Des scènes d’une justesse formidable, d’une vérité qui m’a fait revenir dans mon village où tous se connaissaient et tentaient de vivre sans bousculer les autres, même s’il y avait des fanfarons qui se mêlaient de tout.
Mélanie Minier a le sens du détail, d’un mot qui tombe et fait des cercles autour comme une pierre dans l’eau. Lentement, l’histoire de Sarah et la mort de Michel-André se précisent avec la poussée du printemps. Jour après jour, on finit par comprendre le geste du père, son problème avec le réel et, peut-être aussi, la mère qui s’est retrouvée coincée entre les deux meilleurs amis du monde qui l’aimaient.

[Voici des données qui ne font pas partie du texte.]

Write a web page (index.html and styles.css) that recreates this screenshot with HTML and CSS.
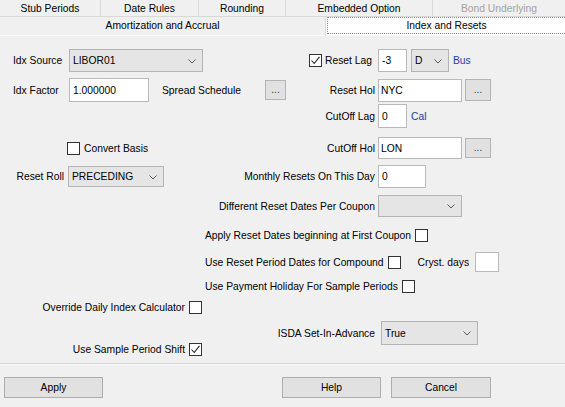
FILE: index.html
```html
<!DOCTYPE html>
<html>
	<head>
		<meta charset="UTF-8">
		<title>Index and Resets</title>
		<link rel="stylesheet" href="styles.css">
	</head>
	<body>
		<div class="tabs">
			<div class="tab_row tab_row--top">
				<div class="tab tab--stub">Stub Periods</div>
				<div class="tab tab--dates">Date Rules</div>
				<div class="tab tab--round">Rounding</div>
				<div class="tab tab--embedded">Embedded Option</div>
				<div class="tab tab--bond tab--disabled">Bond Underlying</div>
			</div>
			<div class="tab_row tab_row--bottom">
				<div class="tab tab--amort">Amortization and Accrual</div>
				<div class="tab tab--active"><span class="focus_box">Index and Resets</span></div>
			</div>
		</div>

		<div class="panel">
			<div class="row row--a">
				<div class="lead">
					<span class="lbl">Idx Source</span>
					<div class="combo combo--source">LIBOR01<svg class="chev" width="8" height="5" viewBox="0 0 8 5"><path d="M0.5 0.5 L4 4 L7.5 0.5" fill="none" stroke="#5a5a5a" stroke-width="1"/></svg></div>
					<div class="side_lbl side_lbl--check">
						<span class="chk"><svg width="11" height="11" viewBox="0 0 11 11"><path d="M1.5 5.5 L4.2 8.5 L9.5 1.8" fill="none" stroke="#222" stroke-width="1.1"/></svg></span>
						Reset Lag
					</div>
				</div>
				<div class="ctrls">
					<div class="field field--lag">-3</div>
					<div class="combo combo--unit">D<svg class="chev" width="8" height="5" viewBox="0 0 8 5"><path d="M0.5 0.5 L4 4 L7.5 0.5" fill="none" stroke="#5a5a5a" stroke-width="1"/></svg></div>
					<span class="note">Bus</span>
				</div>
			</div>

			<div class="row row--b">
				<div class="lead">
					<span class="lbl">Idx Factor</span>
					<div class="field field--factor">1.000000</div>
					<span class="lbl lbl--spread">Spread Schedule</span>
					<div class="btn_dots btn_dots--small">...</div>
					<span class="side_lbl">Reset Hol</span>
				</div>
				<div class="ctrls">
					<div class="field field--hol">NYC</div>
					<div class="btn_dots">...</div>
				</div>
			</div>

			<div class="row row--c">
				<div class="lead">
					<span class="side_lbl">CutOff Lag</span>
				</div>
				<div class="ctrls">
					<div class="field field--cutlag">0</div>
					<span class="note">Cal</span>
				</div>
			</div>

			<div class="row row--d">
				<div class="lead">
					<div class="check_item check_item--basis"><span class="chk"></span>Convert Basis</div>
					<span class="side_lbl">CutOff Hol</span>
				</div>
				<div class="ctrls">
					<div class="field field--lon">LON</div>
					<div class="btn_dots btn_dots--flat">...</div>
				</div>
			</div>

			<div class="row row--e">
				<div class="lead">
					<span class="lbl lbl--right">Reset Roll</span>
					<div class="combo combo--roll">PRECEDING<svg class="chev" width="8" height="5" viewBox="0 0 8 5"><path d="M0.5 0.5 L4 4 L7.5 0.5" fill="none" stroke="#5a5a5a" stroke-width="1"/></svg></div>
					<span class="side_lbl">Monthly Resets On This Day</span>
				</div>
				<div class="ctrls">
					<div class="field field--day">0</div>
				</div>
			</div>

			<div class="row row--f">
				<div class="lead">
					<span class="side_lbl">Different Reset Dates Per Coupon</span>
				</div>
				<div class="ctrls">
					<div class="combo combo--coupon"><svg class="chev" width="8" height="5" viewBox="0 0 8 5"><path d="M0.5 0.5 L4 4 L7.5 0.5" fill="none" stroke="#5a5a5a" stroke-width="1"/></svg></div>
				</div>
			</div>

			<div class="line line--g">
				<span>Apply Reset Dates beginning at First Coupon</span><span class="chk"></span>
			</div>
			<div class="line line--h">
				<span>Use Reset Period Dates for Compound</span><span class="chk"></span>
				<span class="cryst">Cryst. days</span>
				<div class="field field--cryst"></div>
			</div>
			<div class="line line--i">
				<span>Use Payment Holiday For Sample Periods</span><span class="chk"></span>
			</div>

			<div class="bottom">
				<div class="bottom_left">
					<div class="line_r">
						<span>Override Daily Index Calculator</span><span class="chk"></span>
					</div>
					<div class="line_r line_r--shift">
						<span>Use Sample Period Shift</span>
						<span class="chk"><svg width="11" height="11" viewBox="0 0 11 11"><path d="M1.5 5.5 L4.2 8.5 L9.5 1.8" fill="none" stroke="#222" stroke-width="1.1"/></svg></span>
					</div>
				</div>
				<div class="bottom_right">
					<span class="lbl lbl--isda">ISDA Set-In-Advance</span>
					<div class="combo combo--isda">True<svg class="chev" width="8" height="5" viewBox="0 0 8 5"><path d="M0.5 0.5 L4 4 L7.5 0.5" fill="none" stroke="#5a5a5a" stroke-width="1"/></svg></div>
				</div>
			</div>
		</div>

		<div class="footer">
			<div class="button button--apply">Apply</div>
			<div class="button button--help">Help</div>
			<div class="button button--cancel">Cancel</div>
		</div>
	</body>
</html>
```

FILE: styles.css
```css
body {
	margin: 0;
	width: 565px;
	height: 407px;
	overflow: hidden;
	background: #f0f0f0;
	font-family: "Liberation Sans", Arial, sans-serif;
	font-size: 10.3px;
	color: #000;
}

/* tabs */
.tabs {
	height: 36px;
}
.tab_row {
	display: flex;
}
.tab_row--top {
	height: 17px;
}
.tab_row--bottom {
	height: 19px;
}
.tab {
	box-sizing: border-box;
	border-right: 1px solid #d9d9d9;
	border-bottom: 1px solid #d9d9d9;
	text-align: center;
	line-height: 17px;
	white-space: nowrap;
}
.tab_row--bottom .tab {
	line-height: 18px;
	border-bottom-color: #fafafa;
}
.tab--stub { width: 101px; }
.tab--dates { width: 98px; }
.tab--round { width: 87px; }
.tab--embedded { width: 147px; }
.tab--bond { width: 132px; border-right: none; }
.tab--disabled {
	color: #a3a3a3;
}
.tab--amort { width: 326px; }
.tab--active {
	width: 239px;
	border-right: none;
	background: #fff;
	padding: 0 0 1px 1px;
}
.focus_box {
	display: block;
	box-sizing: border-box;
	height: 17px;
	line-height: 15px;
	border: 1px dotted #8a8a8a;
	border-right: none;
}

/* panel */
.panel {
	box-sizing: border-box;
	height: 328px;
	padding-top: 13px;
	border-bottom: 1px solid #d5d5d5;
	box-shadow: 0 1px 0 #fbfbfb;
}
.row {
	display: grid;
	grid-template-columns: 375px auto;
	column-gap: 3px;
	align-items: center;
}
.row--a { height: 23px; }
.row--b { height: 24px; margin-top: 6px; }
.row--c { height: 24px; margin-top: 2px; }
.row--d { height: 22px; margin-top: 9px; }
.row--e { height: 23px; margin-top: 6px; }
.row--f { height: 22px; margin-top: 7px; }

.lead {
	display: flex;
	align-items: center;
	padding-left: 13px;
	white-space: nowrap;
}
.ctrls {
	display: flex;
	align-items: center;
	white-space: nowrap;
}
.lbl {
	width: 51px;
	margin-right: 5px;
}
.lbl--right {
	text-align: right;
	margin-right: 4px;
}
.lbl--spread {
	width: 103px;
	margin-left: 13px;
	margin-right: 0;
}
.side_lbl {
	margin-left: auto;
}
.side_lbl--check {
	display: flex;
	align-items: center;
	margin-right: 3px;
}
.side_lbl--check .chk {
	margin-right: 3px;
}
.note {
	color: #1f3c9c;
	margin-left: 4px;
}

/* controls */
.field {
	box-sizing: border-box;
	background: #fff;
	border: 1px solid #b9b9b9;
	padding: 0 3px;
	display: flex;
	align-items: center;
}
.field--lag { width: 29px; height: 23px; }
.field--factor { width: 80px; height: 24px; }
.field--hol { width: 84px; height: 23px; padding-left: 2px; }
.field--cutlag { width: 29px; height: 24px; }
.field--lon { width: 84px; height: 22px; padding-left: 2px; }
.field--day { width: 48px; height: 23px; }
.field--cryst { width: 24px; height: 20px; margin-left: 6px; }

.combo {
	box-sizing: border-box;
	position: relative;
	background: #e5e5e5;
	border: 1px solid #b4b4b4;
	padding: 0 3px;
	display: flex;
	align-items: center;
}
.chev {
	position: absolute;
	right: 6px;
	top: calc(50% - 2px);
}
.combo--source { width: 134px; height: 23px; }
.combo--unit { width: 38px; height: 23px; margin-left: 4px; }
.combo--roll { width: 96px; height: 21px; }
.combo--coupon { width: 84px; height: 22px; }
.combo--isda { width: 97px; height: 24px; margin-left: 6px; }

.btn_dots {
	box-sizing: border-box;
	width: 26px;
	height: 22px;
	margin-left: 3px;
	background: #e1e1e1;
	border: 1px solid #b4b4b4;
	text-align: center;
	line-height: 20px;
	color: #333;
	font-size: 10px;
}
.btn_dots--small {
	width: 21px;
	height: 20px;
	line-height: 18px;
	margin-left: 0;
}
.btn_dots--flat {
	height: 20px;
	line-height: 18px;
}

.chk {
	box-sizing: border-box;
	display: inline-block;
	width: 13px;
	height: 13px;
	background: #fff;
	border: 1px solid #333;
	flex-shrink: 0;
}
.chk svg {
	display: block;
}
.check_item {
	display: flex;
	align-items: center;
}
.check_item .chk {
	margin-right: 4px;
}
.check_item--basis {
	margin-left: 54px;
}

/* single lines */
.line {
	display: flex;
	align-items: center;
	padding-left: 205px;
	white-space: nowrap;
}
.line .chk {
	margin-left: 4px;
}
.line--g { height: 14px; margin-top: 11px; }
.line--h { height: 20px; margin-top: 10px; }
.line--i { height: 14px; margin-top: 7px; }
.cryst {
	margin-left: 17px;
}

.bottom {
	display: flex;
	margin-top: 7px;
}
.bottom_left {
	width: 202px;
	display: flex;
	flex-direction: column;
	align-items: flex-end;
}
.line_r {
	display: flex;
	align-items: center;
	height: 14px;
	white-space: nowrap;
}
.line_r .chk {
	margin-left: 4px;
}
.line_r--shift {
	margin-top: 28px;
}
.bottom_right {
	display: flex;
	align-items: center;
	margin-top: 21px;
	height: 24px;
}
.lbl--isda {
	width: 173px;
	margin-right: 0;
	text-align: right;
}

/* footer */
.footer {
	display: flex;
	padding: 13px 0 0 4px;
}
.button {
	box-sizing: border-box;
	width: 99px;
	height: 21px;
	background: #e1e1e1;
	border: 1px solid #adadad;
	text-align: center;
	line-height: 19px;
}
.button--help {
	margin-left: 179px;
}
.button--cancel {
	width: 100px;
	margin-left: 10px;
}
```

Un très beau roman qui nous emporte dès la première phrase. J’ai souri en écoutant Wilfrid, tendu l’oreille devant les énoncés jamais terminés de Vincent ou encore les regards de Jean-Martin. Tout vibre et palpite derrière le silence des villageois qui baissent la tête pour ne pas ouvrir des blessure qui ne sont pas cicatrisées. Une langue riche, des personnages fascinants et une appropriation du territoire qui fait plaisir. Mélanie Minier possède un sens rare du dialogue, de la description et mélanger le passé et le présent comme elle le fait nous permet de cerner son drame tout doucement. Un ouvrage qui m’a touché particulièrement, parce qu’il m’a rapproché de mes premiers romans dans lesquels je tentais, tout comme elle, de mettre la main sur des moments de ma vie pour en examiner toutes les coutures.
MINIER MÉLANIE, Cascouia, Éditions LÉMÉAC, Montréal, 176 pages.